Propagating Nut Trees

This is a fascinating subject full of disappointments. We have our ups and downs as does everyone else who attempts it. I get numerous letters telling of their experience and troubles asking for details just how to go about it. What makes it so fascinating is that in certain seasons we have fabulous success and them again in others almost complete failure. Fall of '41 and spring of '42 we averaged 75% catches in budding chestnuts. Fall of '42 and spring of '43 our chestnut budding was just about nil, only 3 or 4% catches, and I am at a loss how to account for this variance.

A budded chestnut tree is much superior to a grafted one as far as the union is concerned. Grafted trees usually do not knit well the first season while at two years the union is good. So we also must learn our chestnut propagation all over again.

I have a letter before me from Brother Borst asking why his walnut buds took so well and not one of them vegetated in spring. This happened to us a number of times on both walnuts and hickories. Also, in the same season, we have had one or two varieties, of which we did not set many buds or grafts, to show 100% catches, while other varieties set the same day would be 100% failure. Apparently all scions used were in prime condition. Why then this great variance?

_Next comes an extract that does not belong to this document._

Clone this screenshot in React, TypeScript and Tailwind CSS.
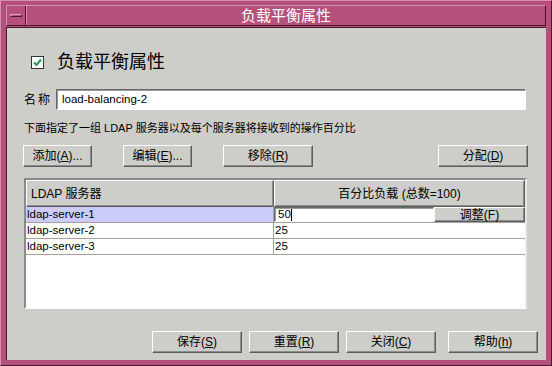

While we used the double-bladed knife for budding and the side graft for grafting, other methods are just as successful under skilled hands. The skill of the operator has much to do with it.

Fall budding of persimmons. The persimmon has only about ten days in which it will fall bud. Before or after this period budding will not succeed. It also is important that the scions be taken from thrifty trees a number of years old. The ordinary "T" shield budding gives good success on the persimmon either spring or fall. The spring bud sticks should be perfectly dormant.